A CASHIER at a Basingstoke bank stole money from the accounts of elderly customers in a bid to “keep up” with the wealth of his friends.

Sam Holloway stole £7,500 from seven customers in March and April last year when he worked at the Lloyds branch, in Festival Place.

The 19-year-old entered inflated withdrawal figures into the bank’s computer system after speaking with the victims, before taking cash for himself from the till.

Holloway, of Suffolk Road, Andover, was in the dock for sentence, having pleaded guilty to eight counts of theft.

Michael Williams, prosecuting, said: “The offending came to light after customers reported money had been taken from their accounts without their knowledge.

“The first incident took place on March 4 last year and involved a customer called Mr Appleton. He had gone in to withdraw £100 but he later discovered that £1,100 had been withdrawn electronically.”

The court heard Mr Appleton, whose first name was not given in court, had learning difficulties, and was targeted again by Holloway on March 30.

Mr Williams said the same method was used to take cash from the accounts of the other victims, who were described in court as elderly.

The court heard an internal investigation was carried out by the bank before Holloway was dismissed, and the information was passed on to the police.
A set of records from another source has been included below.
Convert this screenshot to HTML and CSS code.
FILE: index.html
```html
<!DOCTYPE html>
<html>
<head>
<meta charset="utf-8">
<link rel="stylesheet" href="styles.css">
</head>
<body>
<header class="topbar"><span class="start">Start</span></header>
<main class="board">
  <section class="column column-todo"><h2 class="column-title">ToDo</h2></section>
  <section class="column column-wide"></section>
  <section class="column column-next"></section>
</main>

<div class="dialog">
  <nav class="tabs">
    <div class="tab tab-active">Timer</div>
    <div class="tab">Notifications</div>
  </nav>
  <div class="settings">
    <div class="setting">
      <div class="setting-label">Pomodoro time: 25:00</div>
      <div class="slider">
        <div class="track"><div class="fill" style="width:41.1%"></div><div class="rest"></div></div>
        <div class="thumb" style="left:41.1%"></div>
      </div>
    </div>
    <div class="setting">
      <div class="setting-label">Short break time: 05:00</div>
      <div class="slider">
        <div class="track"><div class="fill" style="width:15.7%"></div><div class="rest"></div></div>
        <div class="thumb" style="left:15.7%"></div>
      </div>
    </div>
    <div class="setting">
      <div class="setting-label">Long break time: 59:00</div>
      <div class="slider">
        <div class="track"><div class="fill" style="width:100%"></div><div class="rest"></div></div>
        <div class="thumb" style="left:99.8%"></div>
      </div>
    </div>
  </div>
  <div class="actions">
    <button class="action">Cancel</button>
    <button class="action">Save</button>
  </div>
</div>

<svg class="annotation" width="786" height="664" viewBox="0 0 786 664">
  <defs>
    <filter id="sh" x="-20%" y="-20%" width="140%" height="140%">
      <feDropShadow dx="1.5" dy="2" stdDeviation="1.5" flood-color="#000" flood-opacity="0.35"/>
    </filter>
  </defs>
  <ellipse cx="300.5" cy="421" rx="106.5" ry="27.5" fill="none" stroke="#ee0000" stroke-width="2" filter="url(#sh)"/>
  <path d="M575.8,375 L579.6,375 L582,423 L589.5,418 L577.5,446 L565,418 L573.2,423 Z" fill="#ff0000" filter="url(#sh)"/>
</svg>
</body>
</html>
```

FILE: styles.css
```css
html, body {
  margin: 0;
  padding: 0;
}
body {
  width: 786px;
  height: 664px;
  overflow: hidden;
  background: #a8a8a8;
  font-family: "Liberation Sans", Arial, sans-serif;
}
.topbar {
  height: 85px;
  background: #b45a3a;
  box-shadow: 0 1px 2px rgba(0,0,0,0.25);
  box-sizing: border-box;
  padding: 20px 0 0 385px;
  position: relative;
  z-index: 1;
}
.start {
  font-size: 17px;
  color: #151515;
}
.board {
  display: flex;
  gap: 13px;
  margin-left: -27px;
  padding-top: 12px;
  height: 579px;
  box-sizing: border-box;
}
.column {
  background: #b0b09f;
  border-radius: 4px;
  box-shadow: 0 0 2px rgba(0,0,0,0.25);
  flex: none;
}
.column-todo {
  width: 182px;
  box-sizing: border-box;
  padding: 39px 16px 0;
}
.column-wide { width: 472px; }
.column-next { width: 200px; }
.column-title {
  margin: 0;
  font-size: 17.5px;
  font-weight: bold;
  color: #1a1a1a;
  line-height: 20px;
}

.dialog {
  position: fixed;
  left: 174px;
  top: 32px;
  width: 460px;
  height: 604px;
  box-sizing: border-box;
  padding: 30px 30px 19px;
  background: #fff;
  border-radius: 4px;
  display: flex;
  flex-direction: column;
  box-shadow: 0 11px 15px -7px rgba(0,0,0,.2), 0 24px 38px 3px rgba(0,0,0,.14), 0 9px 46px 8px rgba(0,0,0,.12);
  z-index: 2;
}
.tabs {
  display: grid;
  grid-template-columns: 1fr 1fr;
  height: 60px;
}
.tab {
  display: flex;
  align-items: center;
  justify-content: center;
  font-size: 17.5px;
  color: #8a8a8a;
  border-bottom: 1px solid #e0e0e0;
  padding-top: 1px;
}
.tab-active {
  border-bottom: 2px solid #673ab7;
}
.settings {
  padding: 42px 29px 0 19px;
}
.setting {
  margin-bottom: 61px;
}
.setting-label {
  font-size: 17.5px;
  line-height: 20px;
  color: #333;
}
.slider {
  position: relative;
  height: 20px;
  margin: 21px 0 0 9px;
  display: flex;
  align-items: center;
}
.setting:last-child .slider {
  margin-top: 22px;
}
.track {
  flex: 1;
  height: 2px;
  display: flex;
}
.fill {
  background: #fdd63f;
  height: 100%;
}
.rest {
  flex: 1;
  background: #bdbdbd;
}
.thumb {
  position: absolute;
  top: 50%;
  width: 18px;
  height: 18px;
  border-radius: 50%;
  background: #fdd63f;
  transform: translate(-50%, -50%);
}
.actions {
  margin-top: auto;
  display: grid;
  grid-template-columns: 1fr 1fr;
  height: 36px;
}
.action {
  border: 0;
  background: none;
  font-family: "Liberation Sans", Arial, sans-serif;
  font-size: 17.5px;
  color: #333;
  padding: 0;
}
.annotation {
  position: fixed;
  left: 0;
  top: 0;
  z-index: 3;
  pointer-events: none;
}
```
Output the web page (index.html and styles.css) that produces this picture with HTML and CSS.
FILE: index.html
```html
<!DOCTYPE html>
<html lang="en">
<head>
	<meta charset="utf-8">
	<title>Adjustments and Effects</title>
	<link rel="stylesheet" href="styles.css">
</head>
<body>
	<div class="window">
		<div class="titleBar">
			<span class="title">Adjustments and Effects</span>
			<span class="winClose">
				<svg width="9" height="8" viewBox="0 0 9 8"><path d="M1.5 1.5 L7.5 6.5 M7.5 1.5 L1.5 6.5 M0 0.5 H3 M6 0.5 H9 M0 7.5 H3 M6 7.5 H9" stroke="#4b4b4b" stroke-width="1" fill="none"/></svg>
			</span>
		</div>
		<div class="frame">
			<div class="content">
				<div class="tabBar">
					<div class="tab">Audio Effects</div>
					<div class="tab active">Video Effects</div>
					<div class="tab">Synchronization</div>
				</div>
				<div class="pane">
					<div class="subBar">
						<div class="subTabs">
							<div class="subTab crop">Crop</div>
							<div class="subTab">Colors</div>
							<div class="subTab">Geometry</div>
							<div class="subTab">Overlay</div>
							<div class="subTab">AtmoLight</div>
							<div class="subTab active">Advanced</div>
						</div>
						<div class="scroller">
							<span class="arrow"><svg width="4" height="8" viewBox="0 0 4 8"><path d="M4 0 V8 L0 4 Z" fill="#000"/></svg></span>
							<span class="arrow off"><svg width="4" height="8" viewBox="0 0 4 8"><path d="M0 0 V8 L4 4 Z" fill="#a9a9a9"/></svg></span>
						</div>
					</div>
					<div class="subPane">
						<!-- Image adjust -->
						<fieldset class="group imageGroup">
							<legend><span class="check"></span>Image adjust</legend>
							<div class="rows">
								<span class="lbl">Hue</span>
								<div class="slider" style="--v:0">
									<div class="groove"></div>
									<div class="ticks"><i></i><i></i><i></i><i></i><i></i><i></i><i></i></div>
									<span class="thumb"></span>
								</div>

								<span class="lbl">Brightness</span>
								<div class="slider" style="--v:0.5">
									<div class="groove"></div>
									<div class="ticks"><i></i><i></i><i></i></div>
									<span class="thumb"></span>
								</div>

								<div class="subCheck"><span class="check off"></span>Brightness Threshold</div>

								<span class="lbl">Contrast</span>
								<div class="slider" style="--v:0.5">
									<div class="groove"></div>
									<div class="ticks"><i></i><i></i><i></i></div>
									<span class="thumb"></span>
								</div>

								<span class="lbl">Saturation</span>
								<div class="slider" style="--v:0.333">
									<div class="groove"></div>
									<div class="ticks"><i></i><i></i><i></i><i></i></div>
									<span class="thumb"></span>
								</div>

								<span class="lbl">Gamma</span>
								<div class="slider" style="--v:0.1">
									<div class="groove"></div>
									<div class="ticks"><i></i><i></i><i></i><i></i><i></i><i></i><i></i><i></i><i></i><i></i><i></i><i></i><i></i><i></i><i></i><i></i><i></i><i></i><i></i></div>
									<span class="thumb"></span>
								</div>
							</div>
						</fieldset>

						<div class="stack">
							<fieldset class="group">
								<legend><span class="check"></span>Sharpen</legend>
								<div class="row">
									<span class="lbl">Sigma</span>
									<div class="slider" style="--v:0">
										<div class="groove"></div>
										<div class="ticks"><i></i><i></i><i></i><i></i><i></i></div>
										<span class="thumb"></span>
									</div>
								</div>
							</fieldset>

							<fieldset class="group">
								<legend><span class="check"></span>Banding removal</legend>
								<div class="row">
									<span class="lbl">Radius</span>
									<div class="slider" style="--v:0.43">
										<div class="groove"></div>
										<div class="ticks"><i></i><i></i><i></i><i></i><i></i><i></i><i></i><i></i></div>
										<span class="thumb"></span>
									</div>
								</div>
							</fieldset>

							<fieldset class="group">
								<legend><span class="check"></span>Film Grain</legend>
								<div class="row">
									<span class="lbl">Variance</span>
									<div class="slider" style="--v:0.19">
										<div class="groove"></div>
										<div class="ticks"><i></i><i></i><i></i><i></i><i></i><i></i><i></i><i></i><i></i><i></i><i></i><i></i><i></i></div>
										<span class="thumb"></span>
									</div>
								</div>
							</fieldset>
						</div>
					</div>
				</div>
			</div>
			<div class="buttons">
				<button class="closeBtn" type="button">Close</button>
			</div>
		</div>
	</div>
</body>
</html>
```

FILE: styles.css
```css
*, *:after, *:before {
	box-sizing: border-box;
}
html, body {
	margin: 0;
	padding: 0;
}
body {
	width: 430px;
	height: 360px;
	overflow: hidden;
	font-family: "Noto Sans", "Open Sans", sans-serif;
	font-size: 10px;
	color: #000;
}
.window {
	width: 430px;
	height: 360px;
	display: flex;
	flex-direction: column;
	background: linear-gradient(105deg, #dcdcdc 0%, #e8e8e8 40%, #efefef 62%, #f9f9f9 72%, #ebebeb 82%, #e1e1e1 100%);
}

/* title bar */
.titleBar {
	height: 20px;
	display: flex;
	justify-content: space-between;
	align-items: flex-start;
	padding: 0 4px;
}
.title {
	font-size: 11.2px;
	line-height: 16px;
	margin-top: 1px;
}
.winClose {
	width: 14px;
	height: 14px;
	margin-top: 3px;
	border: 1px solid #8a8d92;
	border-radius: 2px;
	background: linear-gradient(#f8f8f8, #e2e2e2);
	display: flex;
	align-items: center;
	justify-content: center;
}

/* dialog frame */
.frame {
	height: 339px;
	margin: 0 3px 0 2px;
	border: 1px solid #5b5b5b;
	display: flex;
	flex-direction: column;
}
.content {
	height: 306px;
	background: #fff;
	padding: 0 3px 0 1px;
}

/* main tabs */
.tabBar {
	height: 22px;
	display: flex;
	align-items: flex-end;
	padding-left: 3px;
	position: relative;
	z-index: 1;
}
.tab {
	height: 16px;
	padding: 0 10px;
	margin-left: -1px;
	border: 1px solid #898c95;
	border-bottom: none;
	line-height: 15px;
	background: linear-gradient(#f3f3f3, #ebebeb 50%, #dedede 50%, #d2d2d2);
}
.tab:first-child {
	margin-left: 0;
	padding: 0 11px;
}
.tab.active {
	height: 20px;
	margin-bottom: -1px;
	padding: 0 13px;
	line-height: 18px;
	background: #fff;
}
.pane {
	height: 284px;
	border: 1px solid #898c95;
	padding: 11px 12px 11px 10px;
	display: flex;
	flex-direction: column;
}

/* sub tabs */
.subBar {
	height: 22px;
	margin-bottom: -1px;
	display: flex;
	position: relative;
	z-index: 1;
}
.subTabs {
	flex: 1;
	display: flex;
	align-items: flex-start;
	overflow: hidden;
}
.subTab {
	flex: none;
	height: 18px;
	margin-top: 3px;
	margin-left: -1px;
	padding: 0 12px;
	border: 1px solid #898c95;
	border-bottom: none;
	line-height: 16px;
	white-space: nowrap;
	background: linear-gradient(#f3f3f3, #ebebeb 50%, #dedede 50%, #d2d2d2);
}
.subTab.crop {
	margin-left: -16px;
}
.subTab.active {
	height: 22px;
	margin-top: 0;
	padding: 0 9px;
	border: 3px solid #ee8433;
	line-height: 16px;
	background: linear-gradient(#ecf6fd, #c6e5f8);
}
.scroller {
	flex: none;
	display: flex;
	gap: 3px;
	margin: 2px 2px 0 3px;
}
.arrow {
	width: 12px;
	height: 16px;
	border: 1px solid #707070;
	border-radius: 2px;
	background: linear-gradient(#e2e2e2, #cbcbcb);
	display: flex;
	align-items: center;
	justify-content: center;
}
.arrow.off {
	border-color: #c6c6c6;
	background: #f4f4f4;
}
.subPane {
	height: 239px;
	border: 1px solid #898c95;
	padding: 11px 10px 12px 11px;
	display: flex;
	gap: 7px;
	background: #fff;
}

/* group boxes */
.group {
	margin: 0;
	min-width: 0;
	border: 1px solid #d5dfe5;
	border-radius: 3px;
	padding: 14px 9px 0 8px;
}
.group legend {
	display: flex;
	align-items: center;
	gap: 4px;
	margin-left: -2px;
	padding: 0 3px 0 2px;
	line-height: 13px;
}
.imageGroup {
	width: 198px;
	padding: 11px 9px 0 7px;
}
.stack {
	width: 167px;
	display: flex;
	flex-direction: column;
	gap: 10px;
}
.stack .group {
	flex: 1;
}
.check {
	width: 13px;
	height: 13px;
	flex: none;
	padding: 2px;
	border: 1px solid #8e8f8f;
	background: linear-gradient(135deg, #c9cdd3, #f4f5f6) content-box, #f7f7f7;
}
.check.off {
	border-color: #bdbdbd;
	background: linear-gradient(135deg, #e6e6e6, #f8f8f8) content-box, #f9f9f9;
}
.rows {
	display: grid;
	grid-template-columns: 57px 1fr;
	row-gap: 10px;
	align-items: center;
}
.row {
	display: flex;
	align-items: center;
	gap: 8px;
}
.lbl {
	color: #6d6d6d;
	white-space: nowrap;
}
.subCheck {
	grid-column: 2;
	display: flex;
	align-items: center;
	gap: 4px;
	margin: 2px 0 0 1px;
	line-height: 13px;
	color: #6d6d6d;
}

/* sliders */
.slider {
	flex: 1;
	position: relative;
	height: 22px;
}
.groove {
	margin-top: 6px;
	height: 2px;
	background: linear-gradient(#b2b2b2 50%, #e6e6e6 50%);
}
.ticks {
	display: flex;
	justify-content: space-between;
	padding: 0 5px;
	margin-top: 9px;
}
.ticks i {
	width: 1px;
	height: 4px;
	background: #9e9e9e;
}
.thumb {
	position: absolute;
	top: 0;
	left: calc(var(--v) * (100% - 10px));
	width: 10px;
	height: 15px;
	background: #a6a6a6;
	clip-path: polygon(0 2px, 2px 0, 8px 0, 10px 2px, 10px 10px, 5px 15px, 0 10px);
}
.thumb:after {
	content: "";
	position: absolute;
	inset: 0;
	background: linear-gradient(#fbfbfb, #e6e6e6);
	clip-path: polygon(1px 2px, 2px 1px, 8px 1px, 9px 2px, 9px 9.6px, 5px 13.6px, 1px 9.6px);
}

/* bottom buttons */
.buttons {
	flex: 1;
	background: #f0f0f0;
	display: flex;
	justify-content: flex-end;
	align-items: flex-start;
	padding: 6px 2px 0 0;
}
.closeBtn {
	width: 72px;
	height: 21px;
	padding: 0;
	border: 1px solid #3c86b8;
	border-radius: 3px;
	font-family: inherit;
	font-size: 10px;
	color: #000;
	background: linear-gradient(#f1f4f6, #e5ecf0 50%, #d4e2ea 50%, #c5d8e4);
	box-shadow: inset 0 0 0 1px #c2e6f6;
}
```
Any customers who lost out were reimbursed by the bank.

Mr Williams added: “In interview, he said that with the money he was earning, he was unable to keep up with his friends with what they were doing, and was unable to go out.”

But Lisa Stewart, defending, said the offending was a “cry for help” following the suicide of a close friend and the death of two of his grandparents.

Holloway, who wept during the Winchester Crown Court hearing, now works for his father’s carpentry business, Miss Stewart said.

Recorder Brian Lett told Holloway it was a “serious series of crimes” and that he had escaped an immediate custodial sentence “by a whisker”.

He sentenced Holloway to 12 months custody suspended for two years, with 180 hours unpaid work. He also ordered him to pay £7,000 compensation to the bank and £450 costs.